European shares closed higher for the first time in four sessions yesterday, despite a mixed bag of US economic data, as higher oil prices fuelled gains in heavily-weighted oil stocks like BP and Shell.

Other climbers included Schneider, up 4.7 per cent after the French electrical equipment maker unveiled ambitious financial targets for the period to 2008, while Reuters shares added 2.5 per cent after the news and information provider said it expected a three-year slide in revenue to ease.

Italian toll road operator Autostrade also rallied after Credit Suisse First Boston upgraded the stock to "outperform", and the British government short-listed it among potential bidders to develop a nationwide lorry highway toll. The FTSEurofirst index was 0.4 per cent stronger at 1,042.5 points, with investors having largely shrugged off policy statements from the European Central Bank and the Bank of England, which both left interest rates unchanged.

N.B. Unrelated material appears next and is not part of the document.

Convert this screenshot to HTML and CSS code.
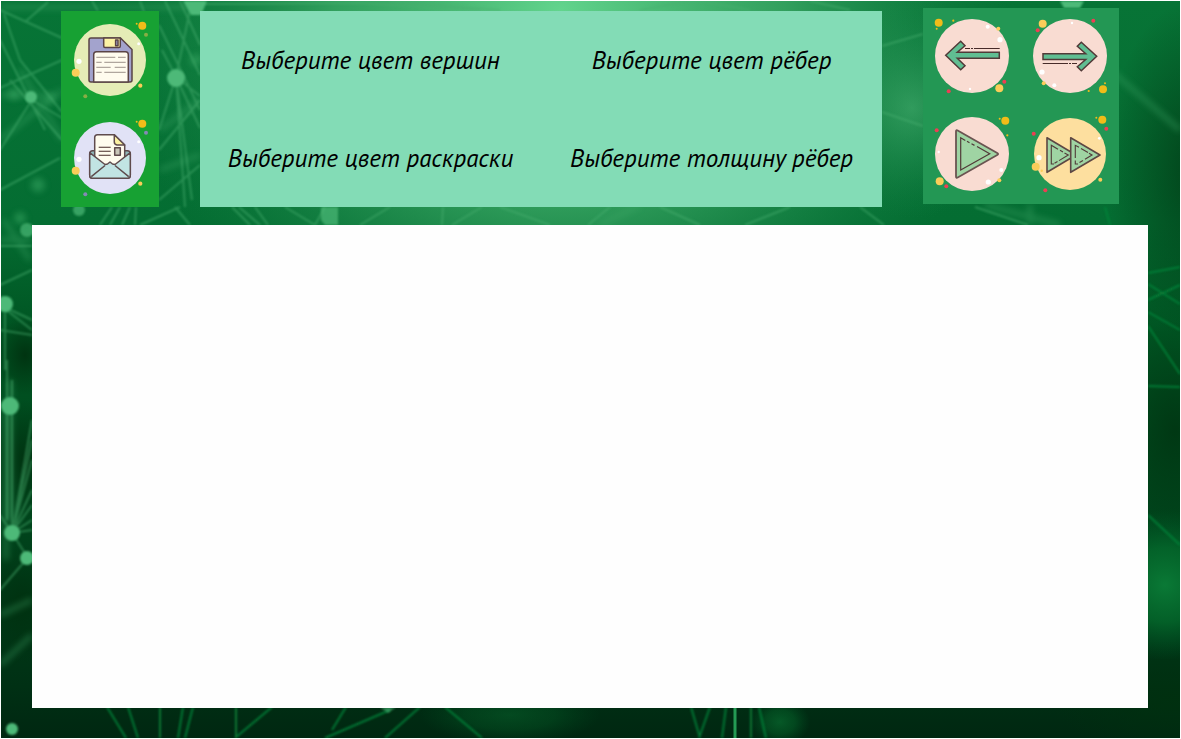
FILE: index.html
```html
<!DOCTYPE html>
<html lang="ru">
<head>
<meta charset="utf-8">
<meta name="viewport" content="width=device-width, initial-scale=1">
<title>Редактор графов</title>
<link rel="stylesheet" href="styles.css">
</head>
<body>
<div class="app">
  <svg class="backdrop" viewBox="1 1 1179 737" preserveAspectRatio="none" aria-hidden="true">
    <defs>
      <linearGradient id="base" x1="0" y1="0" x2="0" y2="1">
        <stop offset="0" stop-color="#077436"/><stop offset=".3" stop-color="#046d32"/><stop offset=".45" stop-color="#005422"/><stop offset=".7" stop-color="#00451c"/><stop offset=".93" stop-color="#003014"/><stop offset="1" stop-color="#002711"/>
      </linearGradient>
      <radialGradient id="light"><stop offset="0" stop-color="#62d48d"/><stop offset=".5" stop-color="#40ae6a" stop-opacity=".75"/><stop offset="1" stop-color="#168548" stop-opacity="0"/></radialGradient>
      <radialGradient id="soft"><stop offset="0" stop-color="#4cb576" stop-opacity=".8"/><stop offset="1" stop-color="#16874a" stop-opacity="0"/></radialGradient>
      <radialGradient id="glow"><stop offset="0" stop-color="#0b8039" stop-opacity=".9"/><stop offset=".5" stop-color="#05702f" stop-opacity=".7"/><stop offset="1" stop-color="#00602a" stop-opacity="0"/></radialGradient>
      <radialGradient id="dark"><stop offset="0" stop-color="#00300f" stop-opacity=".9"/><stop offset="1" stop-color="#00300f" stop-opacity="0"/></radialGradient>
      <filter id="blur1"><feGaussianBlur stdDeviation="1"/></filter>
      <filter id="blur3"><feGaussianBlur stdDeviation="3"/></filter>
    </defs>
    <rect x="1" y="1" width="1179" height="737" fill="url(#base)"/>
    <ellipse cx="560" cy="10" rx="450" ry="380" fill="url(#light)"/>
    <ellipse cx="912" cy="108" rx="100" ry="110" fill="url(#soft)" opacity=".7"/>
    <ellipse cx="1195" cy="170" rx="90" ry="170" fill="url(#dark)" opacity=".75"/>
    <ellipse cx="1175" cy="430" rx="70" ry="110" fill="url(#dark)" opacity=".8"/>
    <ellipse cx="1175" cy="700" rx="120" ry="60" fill="url(#dark)"/>
    <ellipse cx="1165" cy="585" rx="80" ry="75" fill="url(#glow)"/>
    <ellipse cx="25" cy="355" rx="30" ry="40" fill="url(#dark)"/>
    <ellipse cx="25" cy="460" rx="35" ry="60" fill="url(#dark)"/>
    <ellipse cx="22" cy="605" rx="40" ry="60" fill="url(#dark)"/>
    <ellipse cx="780" cy="722" rx="30" ry="24" fill="url(#glow)" opacity=".6"/>
    <ellipse cx="510" cy="715" rx="90" ry="30" fill="url(#glow)" opacity=".4"/>
    <g fill="none" stroke="#3fa869" stroke-width="5" opacity=".4" filter="url(#blur3)">
      <path d="M0 7H200M0 95H60M0 140 62 90M20 70 62 140M160 130 200 100M0 240H32M10 380V520M6 400V560M4 220 30 260M0 615 32 600M0 665 32 635M160 170 200 155M1110 70 1180 130M640 205 600 225M985 205 1060 225M1030 205V225"/>
    </g>
    <g fill="none" stroke="#48af70" stroke-width="2" opacity=".5" filter="url(#blur1)">
      <path d="M0 10 62 38M0 88 62 60M0 190 60 158M20 60 62 112M10 80 62 140M25 22 48 2M0 150 35 95M92 1 98 11M140 1 158 50M32 100 62 118M0 40 45 130M4 14 20 60"/>
      <path d="M159 25 200 110M165 1 200 75M180 1 200 45M176 77 159 130M176 77 185 207M176 77 192 200M176 77 200 128M176 77 200 96M176 77 162 50M176 77 190 10M159 150 200 100M159 200 200 165"/>
      <path d="M100 225 112 207M110 225 120 207M122 225 130 207M135 225 136 207M140 225 180 207M190 225 175 207M232 207 250 225M239 207 260 225M255 207 268 225M285 207 315 225M315 225 325 207M360 225 390 207M442 225 443 207M452 225 482 207M500 207 550 225M588 225 610 207M660 207 700 225M745 225 790 207M860 207 884 225M882 46 923 34M882 112 923 126M975 207 1028 225"/>
      <path d="M200 4 360 3 480 10M390 1 500 10M640 10 690 1M700 1 750 10M810 1 850 10"/>
      <path d="M0 246H32M0 285 32 270M0 305 32 320M0 305 32 330M0 330 32 335M5 310V370M12 533 32 420M12 533 32 440M12 533 32 460M12 533 32 490M12 533 32 505M12 533 32 520M12 533 32 530M12 533 28 558M12 533 0 515M12 533V380M7 360V520M30 555 0 590"/>
    </g>
    <g fill="none" stroke="#07833a" stroke-width="2" opacity=".85" filter="url(#blur1)">
      <path d="M107 707 126 738M128 707 138 738M160 707V738M183 707 178 738M193 707 185 738M236 707V738M272 707 235 738M390 710 325 738M420 707 385 738M346 707 332 730M445 707 482 738M691 707 700 738M710 707 699 738M726 707 722 738M751 707V738M759 707 766 738"/>
      <path d="M1148 273 1180 267M1148 284 1180 304M1148 300 1180 285M1148 312 1180 330M1148 326 1180 374M1148 386 1180 387M1148 515 1180 545M1105 207 1110 225"/>
    </g>
    <path d="M735 707V738" stroke="#249b54" stroke-width="3"/>
    <g fill="#4db978" filter="url(#blur1)">
      <circle cx="176" cy="78" r="9"/><path d="M183 1h24l-6 14h-10zM1060 1h24l-4 7h-16z"/><circle cx="31" cy="97" r="6"/>
      <circle cx="79" cy="210" r="6" opacity=".7"/><path d="M321 207h17v18h-13l-4-5z" opacity=".7"/><circle cx="27" cy="230" r="7" opacity=".7"/>
      <circle cx="5" cy="304" r="8"/><circle cx="10" cy="406" r="9"/><circle cx="12" cy="533" r="8"/><circle cx="27" cy="558" r="7"/><circle cx="12" cy="729" r="6"/><path d="M380 707h16l-8 6z" opacity=".6"/>
    </g>
    <g fill="#3cab67" opacity=".5" filter="url(#blur3)"><circle cx="38" cy="185" r="7"/><circle cx="14" cy="94" r="6"/><circle cx="50" cy="99" r="5"/><circle cx="20" cy="218" r="6"/><circle cx="196" cy="60" r="6"/></g>
  </svg>

  <header class="toolbar">
    <div class="file-panel">
      <button class="tool" type="button" aria-label="Сохранить">
        <svg viewBox="0 0 98 98" aria-hidden="true">
          <circle cx="49" cy="49" r="36" fill="#e5ecb6"/>
          <g fill="#f1bc19"><circle cx="81.3" cy="14.7" r="4"/><circle cx="75.7" cy="12.7" r="1"/></g>
          <g fill="#88ae45"><circle cx="85" cy="23.7" r="2"/><circle cx="24.3" cy="85.3" r="2"/></g>
          <g fill="#fff"><circle cx="77.7" cy="32.7" r="1.5"/><circle cx="18" cy="50.3" r="2.6"/></g>
          <g fill="#fbcd59"><circle cx="14.7" cy="61.7" r="4"/><circle cx="79.3" cy="74.7" r="2.1"/></g>
          <g stroke="#5a4446" stroke-width="1.5" stroke-linejoin="round">
            <path d="M30 27H59.5L71 38.5V69Q71 71 69 71H30Q28 71 28 69V29Q28 27 30 27Z" fill="#a3a3cd"/>
            <path d="M42.7 27H59.3V35Q59.3 36.5 58 36.5H44Q42.7 36.5 42.7 35Z" fill="#fdf3a4"/>
            <path d="M32.7 71V43.5Q32.7 40.7 35.5 40.7H64.5Q67.3 40.7 67.3 43.5V71Z" fill="#fffcee"/>
            <rect x="54.6" y="29" width="2.4" height="5.7" fill="#a3a3cd"/>
          </g>
          <path d="M35.3 46.3H54.3M57 46.3H64.7M35.3 51.3H40.7M43.3 51.3H64.7M35.3 56.3H49.7M53.7 56.3H64.7M35.3 61.3H40.7M43.3 61.3H64.7" stroke="#9d918a" stroke-width="1"/>
        </svg>
      </button>
      <button class="tool" type="button" aria-label="Открыть">
        <svg viewBox="0 0 98 98" aria-hidden="true">
          <circle cx="49" cy="49" r="36" fill="#e1e2f6"/>
          <g fill="#f1bc19"><circle cx="81.3" cy="14.7" r="4"/><circle cx="75.7" cy="12.7" r="1"/></g>
          <g fill="#8589b5"><circle cx="85" cy="23.7" r="2"/><circle cx="24.3" cy="85.3" r="2"/></g>
          <g fill="#fff"><circle cx="77.7" cy="32.7" r="1.5"/><circle cx="18" cy="50.3" r="2.6"/></g>
          <g fill="#fbcd59"><circle cx="14.7" cy="61.7" r="4"/><circle cx="79.3" cy="74.7" r="2.1"/></g>
          <g stroke="#5f4b4d" stroke-width="1.5" stroke-linejoin="round">
            <rect x="28.7" y="41.7" width="40.6" height="27.6" rx="3" fill="#8fb7ba"/>
            <path d="M33.7 60V28.5Q33.7 25.7 36.5 25.7H53.3L63.7 36V60Z" fill="#fffcee"/>
            <path d="M53.3 25.7V33Q53.3 35.5 56 36H63.7Z" fill="#fdf3a4"/>
            <path d="M28.7 43.7 44 55.5 46.5 55 49 53 51.5 55 54 55.5 69.3 43.7V66.5Q69.3 69.3 66.5 69.3H31.5Q28.7 69.3 28.7 66.5Z" fill="#c1e4e3"/>
            <path d="M30.3 67.7 44 56.5M67.7 67.7 54 56.5" fill="none"/>
            <rect x="53.7" y="38.7" width="5.6" height="7.6" fill="#c9c6b9"/>
          </g>
          <path d="M37.7 38.3H49.7M37.7 42.3H49.7M37.7 46.3H49.7" stroke="#472b29" stroke-width="1.1"/>
        </svg>
      </button>
    </div>

    <nav class="settings" aria-label="Настройки графа">
      <button class="setting" type="button">Выберите цвет вершин</button>
      <button class="setting" type="button">Выберите цвет рёбер</button>
      <button class="setting" type="button">Выберите цвет раскраски</button>
      <button class="setting" type="button">Выберите толщину рёбер</button>
    </nav>

    <div class="playback">
      <button class="tool" type="button" aria-label="Назад">
        <svg viewBox="0 0 98 98" aria-hidden="true">
          <circle cx="49" cy="48" r="37" fill="#f9dcd2"/>
          <g fill="#f1bc19"><circle cx="15.7" cy="14.7" r="4"/><circle cx="13.7" cy="20.7" r="1"/><circle cx="30.3" cy="12.7" r="1.1"/></g>
          <g fill="#fbcd59"><circle cx="75.3" cy="20.7" r="2"/><circle cx="76.3" cy="80.3" r="4"/></g>
          <g fill="#fff"><circle cx="64.7" cy="18.7" r="2"/><circle cx="77" cy="31.7" r="2.6"/><circle cx="47" cy="81" r="1.2"/></g>
          <g fill="#ee3e54"><circle cx="81.3" cy="73.7" r="2"/><circle cx="25.7" cy="83.3" r="2"/></g>
          <path d="M22.7 47.3 37.7 33.3 42 37.7 34.3 44.3H76.3V50.3H34.3L42 57.7 37.7 61.7Z" fill="#60be92" stroke="#513a38" stroke-width="1.5"/>
          <path d="M42 40.5H47M48 40.5H50M51 40.5H76.7" stroke="#472b29" stroke-width="1"/>
        </svg>
      </button>
      <button class="tool" type="button" aria-label="Вперёд">
        <svg viewBox="0 0 98 98" aria-hidden="true">
          <circle cx="49" cy="48" r="37" fill="#f9dcd2"/>
          <g fill="#f1bc19"><circle cx="82" cy="81.3" r="4"/><circle cx="84" cy="75.3" r="1"/><circle cx="67.7" cy="83" r="1.1"/></g>
          <g fill="#fbcd59"><circle cx="21.7" cy="15.7" r="4"/><circle cx="22.7" cy="75.3" r="2"/></g>
          <g fill="#fff"><circle cx="51" cy="15" r="1.2"/><circle cx="21" cy="64" r="2.6"/><circle cx="33.3" cy="77.3" r="2"/></g>
          <g fill="#ee3e54"><circle cx="16.7" cy="22.3" r="2"/><circle cx="72.3" cy="12.7" r="2"/></g>
          <path d="M22 45.7H64.7L56.3 38.3 60.3 34.3 75.7 48.3 60.3 62.7 56.3 58.7 64.7 51.5H22Z" fill="#60be92" stroke="#513a38" stroke-width="1.5"/>
          <path d="M21.7 55.5H47M48 55.5H50M51 55.5H56" stroke="#472b29" stroke-width="1"/>
        </svg>
      </button>
      <button class="tool" type="button" aria-label="Запустить">
        <svg viewBox="0 0 98 98" aria-hidden="true">
          <circle cx="49" cy="48" r="37" fill="#f9dcd2"/>
          <g fill="#f1bc19"><circle cx="82.3" cy="14.7" r="4"/><circle cx="76.7" cy="12.7" r="1"/><circle cx="84.3" cy="29.3" r="1.1"/></g>
          <g fill="#fbcd59"><circle cx="76.3" cy="74.3" r="2"/><circle cx="16.7" cy="75.3" r="4"/></g>
          <g fill="#fff"><circle cx="15.7" cy="46" r="1.2"/><circle cx="78.3" cy="64" r="2"/><circle cx="65.3" cy="76" r="2.6"/></g>
          <g fill="#ee3e54"><circle cx="13.7" cy="24.3" r="2"/><circle cx="23.3" cy="80.3" r="2"/></g>
          <path d="M33 25.5Q33 23.7 34.7 24.5L74.2 47Q76 48 74.2 49L34.7 71.5Q33 72.3 33 70.5Z" fill="#9fd4a3" stroke="#6a5451" stroke-width="1.8"/>
          <path d="M42.3 34.4 37.7 31.7V64L66.7 47.7 54 40.6M44 35.3 46.5 36.7M48.5 37.8 51.5 39.4" fill="none" stroke="#513a38" stroke-width="1.2"/>
        </svg>
      </button>
      <button class="tool" type="button" aria-label="Ускорить">
        <svg viewBox="0 0 98 98" aria-hidden="true">
          <circle cx="49" cy="48" r="36" fill="#fddf9f"/>
          <g fill="#f1bc19"><circle cx="81.3" cy="13.7" r="4"/><circle cx="75.3" cy="11.7" r="1"/></g>
          <g fill="#fbcd59"><circle cx="14.7" cy="60.7" r="4"/><circle cx="20.7" cy="64.7" r="1.2"/><circle cx="79.3" cy="73.7" r="2"/></g>
          <g fill="#fff"><circle cx="78.3" cy="32.3" r="1.4"/><circle cx="18" cy="51.7" r="2.6"/></g>
          <g fill="#ee3e54"><circle cx="85.3" cy="22.7" r="2"/><circle cx="12.7" cy="27.7" r="2"/><circle cx="24.3" cy="84.3" r="2"/></g>
          <g fill="#9fd4a3" stroke="#5d4744" stroke-width="1.6" stroke-linejoin="round">
            <path d="M26 31.7 55 49 26 66.3Z"/><path d="M49.7 31.7 79 49 49.7 66.3Z"/>
          </g>
          <g fill="none" stroke="#513a38" stroke-width="1.1">
            <path d="M33 58H30.3V39.3L37 43.2M39 44.3 42 46M43.5 47 47.3 49 38 54.6M36.5 55.5 33.5 57.2"/>
            <path d="M54.3 52V39.3L58 41.3M60 42.5 67 46.5M68 47.3 71 49 64 53.3M62 54.5 58.5 56.5M54.3 54.5V58H57"/>
          </g>
        </svg>
      </button>
    </div>
  </header>

  <main class="board" aria-label="Поле графа"></main>
</div>
</body>
</html>
```
FILE: styles.css
```css
* {
  box-sizing: border-box;
}

body {
  margin: 0;
  padding: 1px;
  background: #fff;
  font-family: "PT Sans", "Noto Sans", "Open Sans", sans-serif;
}

.app {
  position: relative;
  isolation: isolate;
  display: flex;
  flex-direction: column;
  gap: 18px;
  min-height: calc(100vh - 2px);
  padding: 7px 32px 30px 31px;
}

.backdrop {
  position: absolute;
  inset: 0;
  z-index: -1;
  width: 100%;
  height: 100%;
}

.toolbar {
  display: flex;
  align-items: flex-end;
  gap: 41px;
  padding: 0 29px;
}

.file-panel {
  display: grid;
  flex: none;
  background: #17a133;
}

.settings {
  display: grid;
  flex: 1;
  grid-template-columns: 1fr 1fr;
  grid-auto-rows: 98px;
  background: #83dcb6;
}

.playback {
  display: grid;
  flex: none;
  align-self: flex-start;
  grid-template-columns: auto auto;
  margin-bottom: 3px;
  background: #239754;
}

.tool {
  display: block;
  width: 98px;
  height: 98px;
  padding: 0;
  border: 0;
  background: none;
  cursor: pointer;
}

.tool svg {
  display: block;
  width: 100%;
  height: 100%;
}

.setting {
  padding: 0;
  border: 0;
  background: none;
  color: #000;
  font-family: inherit;
  font-size: 25px;
  font-style: italic;
  line-height: 32px;
  cursor: pointer;
}

.board {
  flex: 1;
  background: #fefefe;
}
```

But sentiment was uncertain after two US economic reports painted a mixed picture of the world's largest economy - with retail sales jumping more than expected in December, but the latest first-time jobless claims recording a surprise climb.

"Today's economic data failed to inspire traders," said Geoff Langham, head of trading at CMC Group. "Some equities may well now be seen as being undervalued, but as we approach the weekend, other than a degree of cherry-picking there seems to be little out there to drive prices any higher."